Ne ha beneficiato una paziente di circa 60 anni, operata dall’equipe della Cardiologia dell’Ospedale Maggiore.
Una paziente di circa 60 anni affetta da una grave cardiopatia, a cui un paio di anni fa era stato impiantato un defibrillatore, è stata sottoposta ad un intervento salvavita dall’equipe della Cardiologia dell’Ospedale Maggiore di Bologna. Grazie alla telemedicina gli specialisti, seppur a distanza, hanno potuto osservare alcune anomalie nel circuito elettrico cardiaco della paziente, decidendo di inviare al domicilio un’ambulanza per trasportarla in emergenza nel reparto di Cardiologia interventistica.
Qui un’equipe multidisciplinare e multiprofessionale, diretta da Gianni Casella, ha eseguito una procedura di ablazione transcatetere, intervenendo sulle aritmie maligne recidivanti, estremamente pericolose per la vita della paziente e difficilmente trattabili con terapie farmacologiche. Nello specifico, l’ablazione è una procedura interventistica grazie alla quale è possibile individuare e interrompere i circuiti elettrici patologici del cuore che causano molteplici aritmie, e nel caso particolare, intervenire su quelle maligne. La peculiarità del caso clinico risiede nell’elevatissima frequenza della tachicardia ventricolare, che non poteva essere tollerata dalla paziente per il tempo necessario a individuare ed eliminare i circuiti elettrici patologici da interrompere con l’ablazione.

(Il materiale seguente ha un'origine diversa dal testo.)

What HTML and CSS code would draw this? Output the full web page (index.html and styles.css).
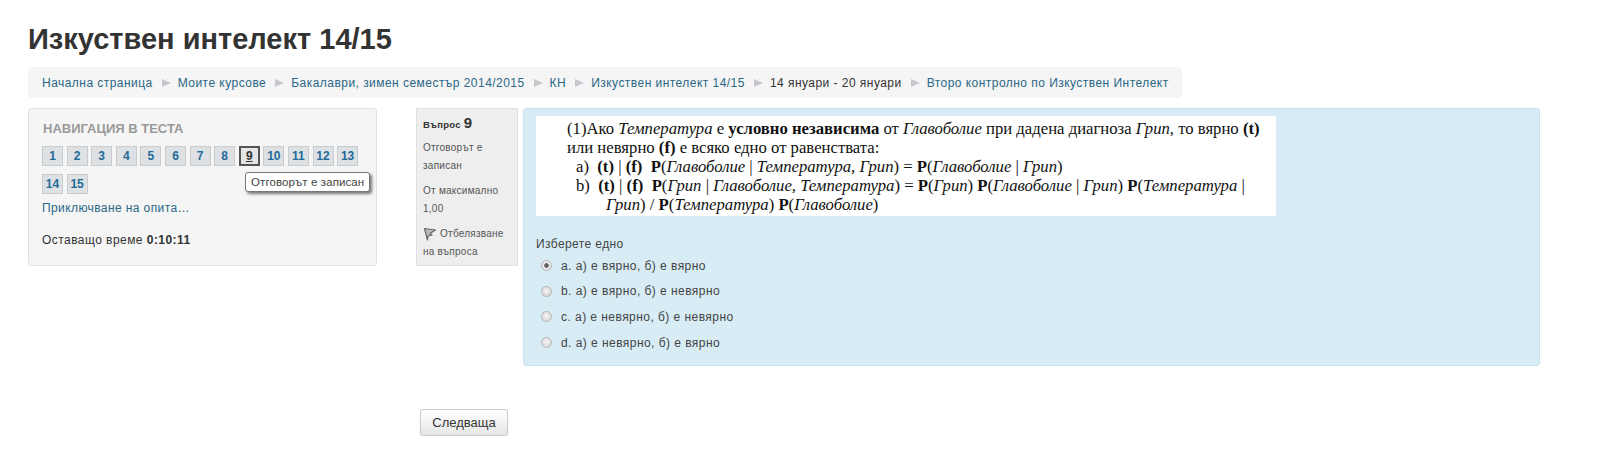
FILE: index.html
```html
<!DOCTYPE html>
<html lang="bg">
<head>
    <meta charset="UTF-8">
    <meta name="viewport" content="width=device-width, initial-scale=1.0">
    <title>Изкуствен интелект 14/15</title>
    <link rel="stylesheet" href="styles.css">
</head>
<body>
    <header>
        <h1>Изкуствен интелект 14/15</h1>
        <nav class="breadcrumb">
            <a href="#">Начална страница</a><span class="sep"></span>
            <a href="#">Моите курсове</a><span class="sep"></span>
            <a href="#">Бакалаври, зимен семестър 2014/2015</a><span class="sep"></span>
            <a href="#">КН</a><span class="sep"></span>
            <a href="#">Изкуствен интелект 14/15</a><span class="sep"></span>
            <span>14 януари - 20 януари</span><span class="sep"></span>
            <a href="#">Второ контролно по Изкуствен Интелект</a>
        </nav>
    </header>

    <div class="page">
        <aside class="quiz-nav">
            <h2>Навигация в теста</h2>
            <div class="buttons">
                <a class="qbtn" href="#">1</a>
                <a class="qbtn" href="#">2</a>
                <a class="qbtn" href="#">3</a>
                <a class="qbtn" href="#">4</a>
                <a class="qbtn" href="#">5</a>
                <a class="qbtn" href="#">6</a>
                <a class="qbtn" href="#">7</a>
                <a class="qbtn" href="#">8</a>
                <a class="qbtn current" href="#">9</a>
                <a class="qbtn" href="#">10</a>
                <a class="qbtn" href="#">11</a>
                <a class="qbtn" href="#">12</a>
                <a class="qbtn" href="#">13</a>
                <a class="qbtn" href="#">14</a>
                <a class="qbtn" href="#">15</a>
            </div>
            <div class="tooltip">Отговорът е записан</div>
            <a class="finish" href="#">Приключване на опита…</a>
            <div class="timer">Оставащо време <b>0:10:11</b></div>
        </aside>

        <main class="quiz">
            <div class="question">
                <div class="info">
                    <h3>Въпрос <span>9</span></h3>
                    <p>Отговорът е записан</p>
                    <p>От максимално 1,00</p>
                    <p>
                        <svg class="flag" width="14" height="14" viewBox="0 0 14 14">
                            <path d="M1.5 1.5 L12.5 3 L7 6.5 L9 8 L5 9 L4.5 13 Z" fill="#bbb" stroke="#666" stroke-width="1.2" stroke-linejoin="round"/>
                        </svg>
                        Отбелязване на въпроса
                    </p>
                </div>
                <div class="content">
                    <div class="formula">
                        <div class="first">(1)Ако <i>Температура</i> е <b>условно независима</b> от <i>Главоболие</i> при дадена диагноза <i>Грип</i>, то вярно <b>(t)</b></div>
                        <div class="first">или невярно <b>(f)</b> е всяко едно от равенствата:</div>
                        <div class="item">a)&nbsp; <b>(t)</b> | <b>(f)</b> &nbsp;<b>P</b>(<i>Главоболие</i> | <i>Температура, Грип</i>) = <b>P</b>(<i>Главоболие</i> | <i>Грип</i>)</div>
                        <div class="item">b)&nbsp; <b>(t)</b> | <b>(f)</b> &nbsp;<b>P</b>(<i>Грип</i> | <i>Главоболие, Температура</i>) = <b>P</b>(<i>Грип</i>) <b>P</b>(<i>Главоболие</i> | <i>Грип</i>) <b>P</b>(<i>Температура</i> |</div>
                        <div class="cont"><i>Грип</i>) / <b>P</b>(<i>Температура</i>) <b>P</b>(<i>Главоболие</i>)</div>
                    </div>
                    <div class="prompt">Изберете едно</div>
                    <label class="answer"><input type="radio" name="q9" checked> a. а) е вярно, б) е вярно</label>
                    <label class="answer"><input type="radio" name="q9"> b. а) е вярно, б) е невярно</label>
                    <label class="answer"><input type="radio" name="q9"> c. а) е невярно, б) е невярно</label>
                    <label class="answer"><input type="radio" name="q9"> d. а) е невярно, б) е вярно</label>
                </div>
            </div>
            <button class="next" type="button">Следваща</button>
        </main>
    </div>
</body>
</html>
```

FILE: styles.css
```css
body {
    font-family: "Liberation Sans", Arial, sans-serif;
    font-size: 12px;
    color: #333;
    margin: 0;
    padding: 0 28px;
    background-color: #fff;
}

a {
    color: #2a6785;
    text-decoration: none;
}

h1 {
    font-size: 29px;
    line-height: 38px;
    color: #333;
    margin: 0;
    padding-top: 20px;
    height: 47px;
}

.breadcrumb {
    display: flex;
    align-items: center;
    width: 1154px;
    height: 31px;
    box-sizing: border-box;
    padding-left: 14px;
    background-color: #f5f5f5;
    border-radius: 4px;
    white-space: nowrap;
    letter-spacing: 0.46px;
}

.sep {
    width: 0;
    height: 0;
    margin: 0 7px 0 9px;
    border-left: 9px solid #c4c8cc;
    border-top: 4px solid transparent;
    border-bottom: 4px solid transparent;
}

.page {
    display: flex;
    align-items: flex-start;
    gap: 39px;
    margin-top: 10px;
}

.quiz-nav {
    position: relative;
    width: 349px;
    height: 158px;
    box-sizing: border-box;
    padding: 12px 13px;
    background-color: #f5f5f5;
    border: 1px solid #e3e3e3;
    border-radius: 3px;
}

.quiz-nav h2 {
    font-size: 13px;
    line-height: 16px;
    color: #999;
    text-transform: uppercase;
    margin: 0 0 9px;
    padding-left: 1px;
}

.buttons {
    display: flex;
    flex-wrap: wrap;
    gap: 8px 3.6px;
    width: 325px;
}

.qbtn {
    width: 21px;
    height: 20px;
    box-sizing: border-box;
    line-height: 18px;
    text-align: center;
    font-weight: bold;
    font-size: 12px;
    color: #1f6a99;
    background-color: #dde1e3;
    border: 1px solid #c9cccc;
}

.qbtn.current {
    color: #333;
    line-height: 16px;
    text-decoration: underline;
    border: 2px solid #555;
    background-color: #e4e6e6;
}

.tooltip {
    position: absolute;
    left: 216px;
    top: 63px;
    height: 18px;
    line-height: 18px;
    padding: 0 5px;
    font-size: 11.5px;
    letter-spacing: 0.1px;
    color: #444;
    background-color: #fff;
    border: 1px solid #777;
    border-radius: 3px;
    box-shadow: 2px 2px 3px #777;
    white-space: nowrap;
}

.finish {
    display: block;
    margin-top: 6px;
    line-height: 16px;
    letter-spacing: 0.4px;
}

.timer {
    margin-top: 16px;
    line-height: 16px;
    letter-spacing: 0.45px;
}

.quiz {
    width: 1124px;
}

.question {
    display: flex;
    align-items: flex-start;
    gap: 5px;
}

.info {
    width: 102px;
    height: 158px;
    box-sizing: border-box;
    padding: 5px 6px 0;
    background-color: #eee;
    border: 1px solid #e0e0e0;
    font-size: 10px;
    letter-spacing: 0.25px;
    line-height: 18px;
    color: #555;
}

.info h3 {
    font-size: 9.5px;
    font-weight: bold;
    color: #333;
    line-height: 18px;
    margin: 0 0 5px;
}

.info h3 span {
    font-size: 15px;
}

.info p {
    margin: 0 0 7px;
}

.flag {
    vertical-align: -4px;
}

.content {
    width: 1017px;
    height: 258px;
    box-sizing: border-box;
    padding: 7px 12px;
    background-color: #d8ecf6;
    border: 1px solid #c9e3ee;
    border-radius: 3px;
}

.formula {
    width: 740px;
    height: 100px;
    box-sizing: border-box;
    padding: 4px 0 0;
    background-color: #fff;
    font-family: "Liberation Serif", "Times New Roman", serif;
    font-size: 16.7px;
    line-height: 18.9px;
    color: #111;
    white-space: nowrap;
}

.first {
    padding-left: 31px;
}

.item {
    padding-left: 40px;
}

.cont {
    padding-left: 70px;
}

.prompt {
    margin: 20px 0 1px;
    line-height: 16px;
    letter-spacing: 0.4px;
    color: #444;
}

.answer {
    display: flex;
    align-items: center;
    height: 25.6px;
    padding-left: 5px;
    letter-spacing: 0.45px;
    color: #444;
}

.answer input {
    appearance: none;
    width: 11px;
    height: 11px;
    margin: 0 9px 0 0;
    background: radial-gradient(circle at 50% 40%, #f4f4f4, #d0d0d0);
    border: 1px solid #b5b5b5;
    border-radius: 50%;
}

.answer input:checked {
    background: radial-gradient(circle, #666 0 2px, #e8e8e8 2.5px);
}

.next {
    display: block;
    width: 88px;
    height: 27px;
    margin: 43px 0 0 4px;
    font-family: inherit;
    font-size: 13px;
    color: #333;
    background: linear-gradient(#fff, #e6e6e6);
    border: 1px solid #ccc;
    border-radius: 3px;
    box-shadow: 0 1px 2px rgba(0, 0, 0, 0.1);
}
```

Per consentire l’esecuzione della procedura, dunque, Giampiero Nobile, responsabile della Cardiologia interventistica, prima di procedere con l’ablazione, ha posizionato all’interno del cuore della paziente, per via percutanea, un grosso catetere con una piccola turbina (sistema Impella), in grado di mantenere la circolazione del sangue anche quando il battito cardiaco fosse diventato così rapido da risultare incompatibile con la vita. Intanto la squadra di elettrofisiologi, diretta da Gaetano Barbato, grazie al supporto di anestesisti e rianimatori del Maggiore, in circa due ore sono riusciti a interrompere l’aritmia maligna attraverso l’ablazione, mentre la pompa artificiale garantiva alla paziente un adeguato flusso circolatorio, evitando di esporla ad alcun rischio di compromissione di organi.

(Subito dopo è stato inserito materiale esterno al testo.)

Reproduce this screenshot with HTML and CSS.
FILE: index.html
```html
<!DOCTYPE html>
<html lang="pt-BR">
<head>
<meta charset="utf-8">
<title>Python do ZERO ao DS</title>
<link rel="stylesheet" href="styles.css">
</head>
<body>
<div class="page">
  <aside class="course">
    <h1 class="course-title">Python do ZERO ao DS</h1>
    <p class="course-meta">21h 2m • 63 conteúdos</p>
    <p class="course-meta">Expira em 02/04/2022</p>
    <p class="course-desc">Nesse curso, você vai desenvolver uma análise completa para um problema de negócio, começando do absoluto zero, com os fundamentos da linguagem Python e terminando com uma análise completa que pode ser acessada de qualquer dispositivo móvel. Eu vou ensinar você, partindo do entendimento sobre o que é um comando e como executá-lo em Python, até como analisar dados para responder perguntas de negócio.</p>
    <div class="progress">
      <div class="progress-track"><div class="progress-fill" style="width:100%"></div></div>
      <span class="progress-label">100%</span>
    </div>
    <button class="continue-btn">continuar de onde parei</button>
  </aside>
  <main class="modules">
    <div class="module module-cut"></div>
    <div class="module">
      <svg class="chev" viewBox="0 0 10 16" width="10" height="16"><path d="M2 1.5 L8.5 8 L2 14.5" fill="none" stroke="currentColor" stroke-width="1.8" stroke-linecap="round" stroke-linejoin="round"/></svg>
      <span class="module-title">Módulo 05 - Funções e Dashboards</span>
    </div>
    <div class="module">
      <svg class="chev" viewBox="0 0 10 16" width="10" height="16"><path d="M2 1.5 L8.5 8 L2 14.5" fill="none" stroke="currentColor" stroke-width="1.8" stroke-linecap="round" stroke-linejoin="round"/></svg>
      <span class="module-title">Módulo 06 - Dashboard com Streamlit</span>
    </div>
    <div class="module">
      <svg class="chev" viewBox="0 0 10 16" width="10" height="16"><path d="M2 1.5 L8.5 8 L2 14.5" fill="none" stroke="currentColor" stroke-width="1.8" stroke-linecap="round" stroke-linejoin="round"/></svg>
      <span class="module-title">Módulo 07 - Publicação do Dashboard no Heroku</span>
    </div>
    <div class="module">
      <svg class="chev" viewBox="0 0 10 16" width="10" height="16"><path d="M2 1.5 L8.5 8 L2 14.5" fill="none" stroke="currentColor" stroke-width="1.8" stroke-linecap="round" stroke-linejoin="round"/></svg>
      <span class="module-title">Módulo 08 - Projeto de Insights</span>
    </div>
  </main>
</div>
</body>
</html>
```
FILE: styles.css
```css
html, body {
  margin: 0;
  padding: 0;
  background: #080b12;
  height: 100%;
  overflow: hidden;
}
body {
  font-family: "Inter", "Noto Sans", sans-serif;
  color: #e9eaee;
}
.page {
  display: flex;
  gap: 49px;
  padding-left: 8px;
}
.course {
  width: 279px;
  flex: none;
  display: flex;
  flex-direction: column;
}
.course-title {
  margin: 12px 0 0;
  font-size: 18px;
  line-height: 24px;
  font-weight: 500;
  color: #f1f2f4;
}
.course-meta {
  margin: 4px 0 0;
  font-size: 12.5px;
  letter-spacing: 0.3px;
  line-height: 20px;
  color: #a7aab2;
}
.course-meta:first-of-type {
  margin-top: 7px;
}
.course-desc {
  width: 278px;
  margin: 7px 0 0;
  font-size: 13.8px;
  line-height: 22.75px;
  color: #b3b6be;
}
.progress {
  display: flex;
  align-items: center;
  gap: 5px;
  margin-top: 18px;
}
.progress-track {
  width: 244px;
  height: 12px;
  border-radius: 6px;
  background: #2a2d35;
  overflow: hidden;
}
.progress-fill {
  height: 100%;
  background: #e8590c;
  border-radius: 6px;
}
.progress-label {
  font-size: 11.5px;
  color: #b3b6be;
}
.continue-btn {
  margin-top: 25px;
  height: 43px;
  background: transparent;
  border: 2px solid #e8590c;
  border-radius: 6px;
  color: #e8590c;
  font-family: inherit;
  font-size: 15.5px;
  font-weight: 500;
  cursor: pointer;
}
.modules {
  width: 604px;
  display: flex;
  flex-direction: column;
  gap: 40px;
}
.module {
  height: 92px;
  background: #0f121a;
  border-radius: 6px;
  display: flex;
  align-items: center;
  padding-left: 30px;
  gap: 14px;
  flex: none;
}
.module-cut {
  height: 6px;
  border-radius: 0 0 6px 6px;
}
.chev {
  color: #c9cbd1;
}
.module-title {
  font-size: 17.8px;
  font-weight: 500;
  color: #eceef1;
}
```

Nonostante da diversi anni l’Ospedale Maggiore sia un riferimento nazionale per il trattamento ablativo delle aritmie ventricolari e maligne – quasi 600 casi eseguiti negli ultimi dieci anni, volumi che la pongono tra i centri di riferimento italiani in questo ambito -, questi particolari interventi in pazienti con cardiopatie avanzate, un’importante disfunzione ventricolare e aritmie maligne particolarmente rapide, rappresentano ancora oggi una sfida importante. In casi così complessi, il metodo più efficace per raggiungere il risultato può essere il posizionamento preventivo di un sistema di supporto ventricolare.
Questo tipo di intervento – frutto di ricerca scientifica, competenza, multidisciplinarietà e innovazione tecnologica – apre, dunque, nuovi orizzonti per il trattamento di pazienti gravemente cardiopatici, confermando il raggiungimento di un risultato straordinario, grazie alla collaborazione di specialisti diversi (elettrofisiologi, emodinamisti e anestesisti rianimatori).